During last weekend, Asadero Chikali turned it around as Pérez was seen on social media delivering to neighborhoods like Mid-City, Sherman Oaks, and Long Beach. “The problem with the delivery apps is that they are limited in their range, and my customers come from all over, plus, I can’t trust them to deliver my food the way I want, plus they take 30%,” said Pérez, who eventually made the difficult decision with his wife to close down the operation temporarily due to health and safety concerns.
Raul Ortega, owner of Mariscos Jalisco, who is doing takeout only, agrees that delivery services take too much of a cut: “Our profit margin is only around 25% sometimes, and we’d be working for them,” he said of delivery services like Grubhub and Doordash. Ortega is trying to figure out a delivery model for Mariscos Jalisco, but he finds the restaurant offerings on the popular platforms are almost entirely devoid of traditional Latino cuisine. The exception might be Oaxacan restaurants, many of which have listings on mainstream delivery services.

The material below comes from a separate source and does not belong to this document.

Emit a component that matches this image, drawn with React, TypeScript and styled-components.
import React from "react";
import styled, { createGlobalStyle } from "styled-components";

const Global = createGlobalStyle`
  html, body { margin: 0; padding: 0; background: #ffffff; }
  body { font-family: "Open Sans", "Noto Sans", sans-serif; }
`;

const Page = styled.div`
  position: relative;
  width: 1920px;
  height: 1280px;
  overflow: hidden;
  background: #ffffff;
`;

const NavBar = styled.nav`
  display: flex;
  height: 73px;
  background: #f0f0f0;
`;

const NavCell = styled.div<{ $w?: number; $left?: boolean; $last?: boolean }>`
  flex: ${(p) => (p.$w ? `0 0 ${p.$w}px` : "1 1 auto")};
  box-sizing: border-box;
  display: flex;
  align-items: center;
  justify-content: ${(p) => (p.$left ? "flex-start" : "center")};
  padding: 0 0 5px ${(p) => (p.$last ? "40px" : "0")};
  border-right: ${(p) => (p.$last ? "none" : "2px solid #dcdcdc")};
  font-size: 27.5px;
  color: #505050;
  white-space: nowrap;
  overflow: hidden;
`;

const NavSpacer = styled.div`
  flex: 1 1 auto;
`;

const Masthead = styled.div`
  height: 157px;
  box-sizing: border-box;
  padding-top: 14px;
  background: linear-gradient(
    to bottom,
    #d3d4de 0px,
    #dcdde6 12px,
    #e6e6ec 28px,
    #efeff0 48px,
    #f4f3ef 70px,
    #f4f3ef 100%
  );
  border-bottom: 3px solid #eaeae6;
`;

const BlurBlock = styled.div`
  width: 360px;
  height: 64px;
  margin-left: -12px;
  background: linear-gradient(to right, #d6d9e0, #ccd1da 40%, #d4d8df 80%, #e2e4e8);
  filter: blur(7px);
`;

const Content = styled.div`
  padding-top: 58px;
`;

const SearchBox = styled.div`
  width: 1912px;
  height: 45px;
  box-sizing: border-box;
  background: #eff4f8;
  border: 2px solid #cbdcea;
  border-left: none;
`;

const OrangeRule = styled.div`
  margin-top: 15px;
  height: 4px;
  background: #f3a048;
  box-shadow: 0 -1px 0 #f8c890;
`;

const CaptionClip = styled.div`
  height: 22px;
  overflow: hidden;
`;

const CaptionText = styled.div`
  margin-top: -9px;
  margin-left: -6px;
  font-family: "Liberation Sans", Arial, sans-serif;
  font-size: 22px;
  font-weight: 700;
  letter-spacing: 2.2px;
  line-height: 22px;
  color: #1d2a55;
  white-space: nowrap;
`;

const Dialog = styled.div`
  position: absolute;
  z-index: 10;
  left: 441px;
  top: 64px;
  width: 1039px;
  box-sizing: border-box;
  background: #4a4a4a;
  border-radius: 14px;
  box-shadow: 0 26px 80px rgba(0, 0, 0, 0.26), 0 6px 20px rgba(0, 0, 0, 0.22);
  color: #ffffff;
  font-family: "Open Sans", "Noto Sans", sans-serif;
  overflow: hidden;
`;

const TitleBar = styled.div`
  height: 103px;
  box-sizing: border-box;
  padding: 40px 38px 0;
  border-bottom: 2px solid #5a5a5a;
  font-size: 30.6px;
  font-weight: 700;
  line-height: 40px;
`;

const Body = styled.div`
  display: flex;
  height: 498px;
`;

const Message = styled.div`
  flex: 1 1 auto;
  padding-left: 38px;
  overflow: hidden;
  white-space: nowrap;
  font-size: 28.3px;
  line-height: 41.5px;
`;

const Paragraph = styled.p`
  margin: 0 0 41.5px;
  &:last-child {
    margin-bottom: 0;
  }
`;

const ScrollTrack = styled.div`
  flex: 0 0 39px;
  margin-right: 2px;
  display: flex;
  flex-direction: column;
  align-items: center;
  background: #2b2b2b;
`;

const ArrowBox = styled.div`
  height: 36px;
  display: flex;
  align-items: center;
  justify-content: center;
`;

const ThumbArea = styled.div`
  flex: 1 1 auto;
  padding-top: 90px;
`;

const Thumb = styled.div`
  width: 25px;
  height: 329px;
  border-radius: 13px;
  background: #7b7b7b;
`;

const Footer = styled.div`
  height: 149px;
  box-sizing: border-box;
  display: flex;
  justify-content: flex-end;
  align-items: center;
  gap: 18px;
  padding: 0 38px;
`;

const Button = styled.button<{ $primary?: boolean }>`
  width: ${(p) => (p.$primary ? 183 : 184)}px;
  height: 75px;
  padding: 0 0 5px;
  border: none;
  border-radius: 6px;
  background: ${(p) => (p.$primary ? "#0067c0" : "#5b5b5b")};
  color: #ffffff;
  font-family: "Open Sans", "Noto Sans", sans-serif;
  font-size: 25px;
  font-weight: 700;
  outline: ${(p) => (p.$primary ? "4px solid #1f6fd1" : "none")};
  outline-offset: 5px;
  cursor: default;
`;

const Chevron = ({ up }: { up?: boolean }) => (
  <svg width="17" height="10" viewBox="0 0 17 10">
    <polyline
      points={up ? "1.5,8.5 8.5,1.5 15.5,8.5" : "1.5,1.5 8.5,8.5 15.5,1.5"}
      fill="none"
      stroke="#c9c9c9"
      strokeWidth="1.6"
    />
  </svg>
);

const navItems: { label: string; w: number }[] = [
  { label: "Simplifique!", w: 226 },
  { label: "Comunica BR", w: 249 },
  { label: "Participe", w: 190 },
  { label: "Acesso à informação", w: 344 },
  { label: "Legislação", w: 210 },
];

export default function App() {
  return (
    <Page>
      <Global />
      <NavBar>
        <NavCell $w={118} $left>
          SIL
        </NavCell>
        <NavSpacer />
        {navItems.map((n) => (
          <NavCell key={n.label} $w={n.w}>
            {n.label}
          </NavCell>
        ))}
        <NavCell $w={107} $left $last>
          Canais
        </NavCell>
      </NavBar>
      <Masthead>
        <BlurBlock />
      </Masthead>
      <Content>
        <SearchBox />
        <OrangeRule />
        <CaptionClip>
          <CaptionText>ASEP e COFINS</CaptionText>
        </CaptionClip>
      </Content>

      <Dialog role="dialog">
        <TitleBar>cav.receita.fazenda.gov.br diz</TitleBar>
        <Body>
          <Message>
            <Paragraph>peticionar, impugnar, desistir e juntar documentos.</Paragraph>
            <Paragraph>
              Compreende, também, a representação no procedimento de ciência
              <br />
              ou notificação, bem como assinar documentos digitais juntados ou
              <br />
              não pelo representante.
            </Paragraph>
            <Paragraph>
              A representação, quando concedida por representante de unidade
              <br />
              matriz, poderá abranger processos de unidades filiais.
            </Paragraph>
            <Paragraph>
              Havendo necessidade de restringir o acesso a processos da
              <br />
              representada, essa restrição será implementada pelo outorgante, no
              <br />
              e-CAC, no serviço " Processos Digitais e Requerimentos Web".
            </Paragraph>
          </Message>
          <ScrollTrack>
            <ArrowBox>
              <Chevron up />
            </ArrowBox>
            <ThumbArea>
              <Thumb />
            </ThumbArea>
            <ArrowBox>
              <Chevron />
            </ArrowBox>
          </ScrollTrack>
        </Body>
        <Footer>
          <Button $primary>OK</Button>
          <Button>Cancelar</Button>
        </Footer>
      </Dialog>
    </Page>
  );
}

Guelaguetza, Gish Bac, Sabores Oaxaqueños, and many others can be found on Doordash, Grubhub, Postmates, and Uber Eats. Most Latino restaurants have heard of Grubhub and Uber Eats, yet only restaurants like Sonoratown, La Casita Mexicana, Tacos 1986, Guisados, Loqui, and Burritos La Palma have joined Caviar or Postmates. “Those restaurants have websites, and lots of experience,” said Villegas of Tacos Arabes, who has been trying to find the time to check out other restaurants’ social media to get ideas. Other vendors that usually move locations all across the city have had difficulty getting onto delivery platforms.
Poncho’s Tlayudas, which operates at a South LA home and normally at Smorgasburg on Sundays, has begun taking orders for pick-up, adding tamales to compensate for all the lost sales from indigenous community events that had been cancelled. But Poncho’s wasn’t sure if they could sign up for Uber Eats. “We are waiting in line to get approved because they are overwhelmed with the number of applications,” said Odilia Romero, Poncho Martinez’s wife and partner.

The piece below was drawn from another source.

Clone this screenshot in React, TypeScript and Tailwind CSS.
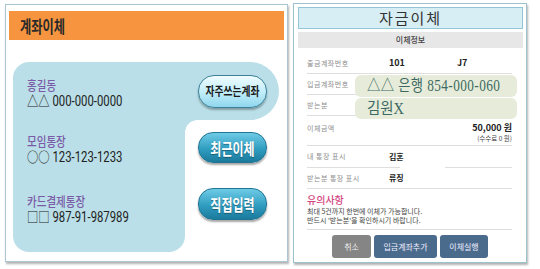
import React from "react";

const KR = { fontFamily: "'Noto Sans CJK KR', 'Noto Sans', sans-serif" };
const NUM = { fontFamily: "Roboto, 'Noto Sans CJK KR', sans-serif" };
const SERIF = { fontFamily: "'Liberation Serif', 'Noto Sans CJK KR', serif" };

function AccountText({ name, num }: { name: string; num: string }) {
  return (
    <div className="origin-left scale-x-[0.81] whitespace-nowrap" style={KR}>
      <div className="text-[13px] leading-[17px] text-[#7a5ca6] font-medium">{name}</div>
      <div className="text-[14px] leading-[17px] text-[#222]" style={NUM}>{num}</div>
    </div>
  );
}

function Row({ label, children, h = "h-[21px]" }: { label: string; children?: React.ReactNode; h?: string }) {
  return (
    <div className={`flex items-center border-b border-[#dedede] ${h}`}>
      <div className="w-[82px] text-[7px] text-[#8d8d8d] tracking-[0.5px]">{label}</div>
      <div className="flex-1 flex items-center">{children}</div>
    </div>
  );
}

export default function App() {
  return (
    <div className="w-[540px] h-[269px] bg-white flex" style={KR}>
      {/* Left panel */}
      <div className="ml-[5px] mt-[4px] w-[283px] h-[258px] border border-[#a9c6d2] shadow-[1px_2px_2px_rgba(0,0,0,0.3)] flex flex-col">
        <div className="ml-[3px] mt-[6px] w-[275px] h-[29px] bg-[#f7943f] flex items-center pl-[11px]">
          <span className="origin-left scale-x-[0.72] text-[17px] font-bold text-[#2a2a2a] whitespace-nowrap">계좌이체</span>
        </div>
        {/* blue area top row */}
        <div className="ml-[7px] mt-[22px] w-[266px] h-[58px] bg-[#badfe8] rounded-tl-[16px] rounded-r-[29px] flex">
          <div className="w-[172px] pl-[14px] pt-[14px]">
            <AccountText name="홍길동" num="△△ 000-000-0000" />
          </div>
          <div className="ml-[13px] mt-[13px]">
            <div className="w-[69px] h-[33px] rounded-[16px] border-[1.5px] border-[#3d8098] bg-[linear-gradient(#effcff,#c4eef9_50%,#8fd7ee)] shadow-[0_2px_2px_rgba(0,0,0,0.3)] flex items-center justify-center">
              <span className="scale-x-[0.78] text-[12.5px] font-bold text-[#1b1b1b] whitespace-nowrap">자주쓰는계좌</span>
            </div>
          </div>
        </div>
        {/* blue area lower */}
        <div className="ml-[7px] flex">
          <div className="w-[172px] h-[132px] bg-[#badfe8] rounded-b-[16px] pl-[14px]">
            <div className="pt-[12px]">
              <AccountText name="모임통장" num="○○ 123-123-1233" />
            </div>
            <div className="pt-[26px]">
              <AccountText name="카드결제통장" num="□□ 987-91-987989" />
            </div>
          </div>
          <div className="relative pl-[13px]">
            <div className="absolute left-0 top-0 w-[12px] h-[12px] bg-[radial-gradient(circle_at_100%_100%,transparent_11.5px,#badfe8_12px)]" />
            <div className="mt-[12px] w-[69px] h-[31px] rounded-[15px] bg-[linear-gradient(#6fcbe6,#2f9dc0_55%,#1b7a9c)] border border-[#1f7594] shadow-[0_2px_2px_rgba(0,0,0,0.35)] flex items-center justify-center">
              <span className="scale-x-[0.75] text-[16px] font-bold text-white whitespace-nowrap [text-shadow:0_1px_1px_rgba(0,0,0,0.35)]">최근이체</span>
            </div>
            <div className="mt-[25px] w-[69px] h-[32px] rounded-[15px] bg-[linear-gradient(#6fcbe6,#2f9dc0_55%,#1b7a9c)] border border-[#1f7594] shadow-[0_2px_2px_rgba(0,0,0,0.35)] flex items-center justify-center">
              <span className="scale-x-[0.75] text-[16px] font-bold text-white whitespace-nowrap [text-shadow:0_1px_1px_rgba(0,0,0,0.35)]">직접입력</span>
            </div>
          </div>
        </div>
      </div>

      {/* Right panel */}
      <div className="ml-[5px] mt-[3px] w-[234px] h-[260px] border border-[#9cc2ce] shadow-[1px_2px_2px_rgba(0,0,0,0.3)] flex flex-col">
        <div className="ml-[4px] mr-[3px] mt-[3px] h-[22px] bg-[#d7eef5] border border-[#93c6d5] flex items-center justify-center">
          <span className="text-[15px] text-[#333] tracking-[2px]">자금이체</span>
        </div>
        <div className="ml-[4px] mr-[3px] mt-[3px] h-[16px] bg-[#e7e7e7] flex items-center justify-center">
          <span className="text-[8px] font-medium text-[#444]">이체정보</span>
        </div>
        <div className="relative ml-[13px] w-[205px] pt-[5px]">
          <Row label="출금계좌번호">
            <span className="text-[9px] font-bold text-[#222] w-[68px]">101</span>
            <span className="text-[9px] font-bold text-[#222]">J7</span>
          </Row>
          <Row label="입금계좌번호" />
          <Row label="받는분" />
          <div className="flex items-start border-b border-[#dedede] h-[30px] pt-[6px]">
            <div className="w-[82px] text-[7px] text-[#8d8d8d] tracking-[0.5px] leading-[10px] mt-[1px]">이체금액</div>
            <div className="flex-1 flex flex-col items-end">
              <span className="text-[9px] font-bold text-[#222] leading-[11px]">50,000 원</span>
              <span className="text-[6.5px] text-[#444] leading-[8px] mt-[1px]">(수수료 0 원)</span>
            </div>
          </div>
          <div className="flex items-center h-[21px]">
            <div className="w-[82px] text-[7px] text-[#8d8d8d] tracking-[0.5px]">내 통장 표시</div>
            <span className="text-[8px] font-bold text-[#222]">김혼</span>
          </div>
          <div className="flex">
            <div className="w-[93px] h-px bg-[#dedede]" />
            <div className="w-[45px]" />
            <div className="w-[67px] h-px bg-[#dedede]" />
          </div>
          <Row label="받는분 통장 표시">
            <span className="text-[8px] font-bold text-[#222]">류징</span>
          </Row>
          <div className="h-[41px] border-b border-[#dedede] pt-[4px]">
            <div className="text-[10px] font-medium text-[#d4477f] leading-[13px]">유의사항</div>
            <div className="text-[7px] text-[#444] leading-[9px] mt-[1px]">최대 5건까지 한번에 이체가 가능합니다.</div>
            <div className="text-[7px] text-[#444] leading-[9px]">반드시 '받는분'을 확인하시기 바랍니다.</div>
          </div>

          {/* overlay boxes */}
          <div className="absolute left-[48px] top-[27px] w-[162px] flex flex-col gap-px">
            <div className="h-[22px] rounded-[6px] bg-[#e6ecd9] flex items-center pl-[12px]">
              <span className="origin-left scale-x-[0.83] text-[16px] text-[#3c6a63] whitespace-nowrap tracking-[0.5px]" style={SERIF}>△△ 은행 854-000-060</span>
            </div>
            <div className="h-[21px] rounded-[6px] bg-[#e6ecd9] flex items-center pl-[12px]">
              <span className="origin-left scale-x-[0.9] text-[16px] text-[#3c6a63] whitespace-nowrap" style={SERIF}>김원X</span>
            </div>
          </div>
        </div>
        <div className="mt-[5px] flex justify-center gap-[3px]">
          <div className="w-[39px] h-[23px] rounded-[3px] bg-[#858585] flex items-center justify-center text-[8px] text-[#eee]">취소</div>
          <div className="w-[63px] h-[23px] rounded-[3px] bg-[#4b6b8d] flex items-center justify-center text-[8px] text-[#eef]">입금계좌추가</div>
          <div className="w-[48px] h-[23px] rounded-[3px] bg-[#4b6b8d] flex items-center justify-center text-[8px] text-[#eef]">이체실행</div>
        </div>
      </div>
    </div>
  );
}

Donny Morales and Wendy Centeno of Vcho’s, a traditional Salvadoran pupusa truck with some non-traditional items on their menu, lost all of their lunch service, and had been doing about 15 events a month before the coronavirus pandemic shut down the restaurants and bars across the city. They are surviving though loyal customers, who have been calling in orders, or showing up to their regular stops to order takeout, and then wait in their cars for their orders to maintain social distancing.

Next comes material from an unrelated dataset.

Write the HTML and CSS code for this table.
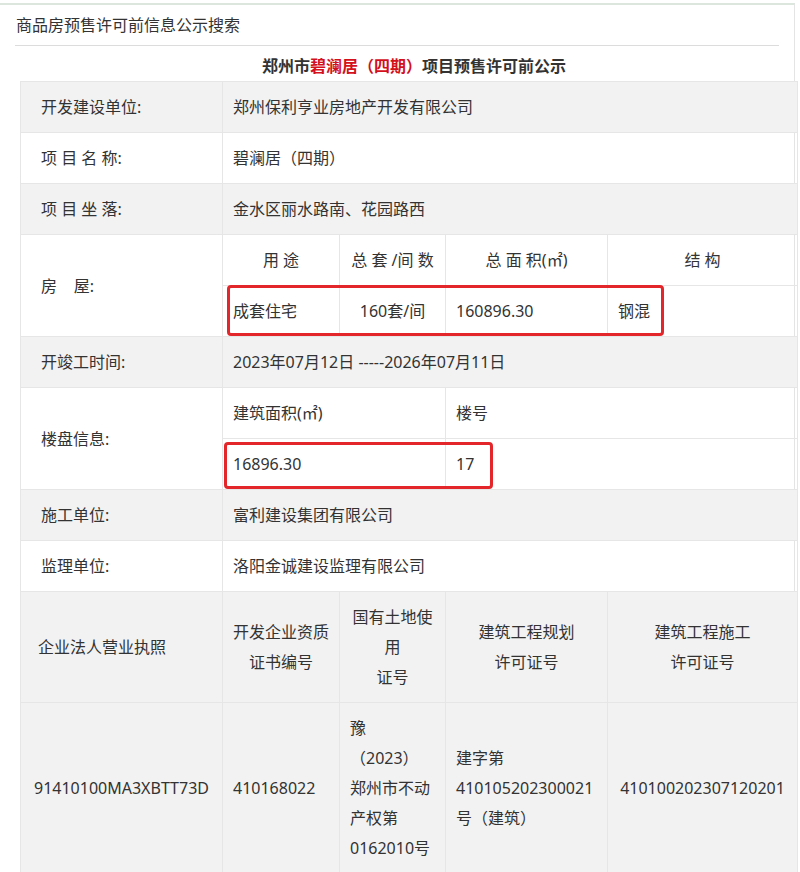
FILE: index.html
```html
<!DOCTYPE html>
<html lang="zh-CN">
<head>
  <meta charset="UTF-8" />
  <meta name="viewport" content="width=device-width, initial-scale=1">
  <title>商品房预售许可前信息公示</title>
  <link rel="stylesheet" href="styles.css">
</head>
<body>
  <div class="page">
    <div class="page-head">商品房预售许可前信息公示搜索</div>
    <h2 class="title">郑州市<span class="hl">碧澜居（四期）</span>项目预售许可前公示</h2>

    <div class="sheet">
      <table class="info">
        <colgroup>
          <col class="w1"><col class="w2"><col class="w3"><col class="w4"><col class="w5">
        </colgroup>
        <tr class="grey">
          <td class="label">开发建设单位:</td>
          <td colspan="4">郑州保利亨业房地产开发有限公司</td>
        </tr>
        <tr>
          <td class="label">项&nbsp;目&nbsp;名&nbsp;称:</td>
          <td colspan="4">碧澜居（四期）</td>
        </tr>
        <tr class="grey">
          <td class="label">项&nbsp;目&nbsp;坐&nbsp;落:</td>
          <td colspan="4">金水区丽水路南、花园路西</td>
        </tr>
        <tr>
          <td class="label" rowspan="2">房&nbsp;&nbsp;&nbsp;&nbsp;屋:</td>
          <td class="center">用&nbsp;途</td>
          <td class="center">总&nbsp;套&nbsp;/间&nbsp;数</td>
          <td class="center">总&nbsp;面&nbsp;积(㎡)</td>
          <td class="center">结&nbsp;构</td>
        </tr>
        <tr>
          <td>成套住宅</td>
          <td class="center">160套/间</td>
          <td>160896.30</td>
          <td>钢混</td>
        </tr>
        <tr class="grey">
          <td class="label">开竣工时间:</td>
          <td colspan="4">2023年07月12日 -----2026年07月11日</td>
        </tr>
        <tr>
          <td class="label" rowspan="2">楼盘信息:</td>
          <td colspan="2">建筑面积(㎡)</td>
          <td colspan="2">楼号</td>
        </tr>
        <tr>
          <td colspan="2">16896.30</td>
          <td colspan="2">17</td>
        </tr>
        <tr class="grey">
          <td class="label">施工单位:</td>
          <td colspan="4">富利建设集团有限公司</td>
        </tr>
        <tr>
          <td class="label">监理单位:</td>
          <td colspan="4">洛阳金诚建设监理有限公司</td>
        </tr>
        <tr class="grey tall">
          <td class="lead">企业法人营业执照</td>
          <td class="center">开发企业资质<br>证书编号</td>
          <td class="center">国有土地使<br>用<br>证号</td>
          <td class="center">建筑工程规划<br>许可证号</td>
          <td class="center">建筑工程施工<br>许可证号</td>
        </tr>
        <tr class="grey tall">
          <td class="center">91410100MA3XBTT73D</td>
          <td>410168022</td>
          <td>豫<br>（2023）<br>郑州市不动<br>产权第<br>0162010号</td>
          <td>建字第<br>410105202300021<br>号（建筑）</td>
          <td class="center">410100202307120201</td>
        </tr>
      </table>

      <!-- red annotation boxes drawn over the table -->
      <div class="mark mark-house"></div>
      <div class="mark mark-floor"></div>
    </div>
  </div>
</body>
</html>
```

FILE: styles.css
```css
/* plain info page, grey striped table */
body {
  margin: 0;
  background: #fff;
  color: #333;
  font-family: "Noto Sans", "Noto Sans CJK SC", sans-serif;
  font-size: 16px;
}
.page {
  width: 795px;
  margin-top: 3px;
  border-top: 2px solid #dde6dd;
  border-right: 1px solid #e4e4e4;
  box-sizing: border-box;
  min-height: 869px;
}
.page-head {
  margin: 0 15px;
  height: 41px;
  line-height: 40px;
  padding-left: 1px;
  border-bottom: 1px solid #dcdcdc;
  box-sizing: border-box;
  color: #333;
}
.title {
  margin: 0;
  height: 35px;
  padding: 6px 0 0 34px;
  box-sizing: border-box;
  line-height: 29px;
  text-align: center;
  font-size: 16px;
  font-weight: bold;
  color: #333;
}
.title .hl {
  color: #d3101c;
}
.sheet {
  position: relative;
  padding-left: 20px;
}
.info {
  width: 777px;
  table-layout: fixed;
  border-collapse: collapse;
}
.w1 { width: 202px; }
.w2 { width: 117px; }
.w3 { width: 106px; }
.w4 { width: 162px; }
.w5 { width: 190px; }
.info td {
  height: 51px;
  padding: 0 10px;
  border: 1px solid #e6e6e6;
  line-height: 30px;
  vertical-align: middle;
  white-space: nowrap;
  box-sizing: border-box;
}
.info tr.grey td {
  background: #f2f2f2;
}
.info td.label {
  padding-left: 20px;
}
.info td.center {
  text-align: center;
}
.info td.lead {
  padding-left: 17px;
}
.info tr.tall td {
  height: auto;
  padding-top: 10px;
  padding-bottom: 10px;
}
.mark {
  position: absolute;
  border: 3px solid #e3262a;
  border-radius: 4px;
  box-sizing: border-box;
}
.mark-house {
  left: 227px;
  top: 204px;
  width: 437px;
  height: 51px;
}
.mark-floor {
  left: 224px;
  top: 361px;
  width: 269px;
  height: 47px;
}
```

“We’ve been talking to delivery app services, but some won’t work with us because we move around,” said Centeno. They’ve also considered doing their own delivery but for now they’re week-to-week on whether they can even stay open. Teddy’s Red Tacos truck has also counted on regulars to order takeout during this unprecedented health and economic crisis.
“The only thing is we don’t know how tacos will work on delivery, because I heard lots of people say you have to eat them at the truck, “ said Villegas. Guerrilla Tacos, Sonoratown, and Madre have offered taco kits, which is actually a trusted tradition in Mexico, and in LA Mexican culture. Customers at Birrieria Nochistlán, Carnitas El Momo, and Barba Kush buy their meat by the pound, which comes with the tortillas and condiments to assemble at home.
While many unlicensed vendors are out on the streets still gathering crowds, endangering the health of customers and vendors alike, holding your own taquiza (taco party) at home with family, in quarantine, is a wonderful way to eat and stay safe. Send them direct messages, call in orders, find them on delivery apps to help LA’s Latino vendors. An LA without street food, without tacos, is unimaginable.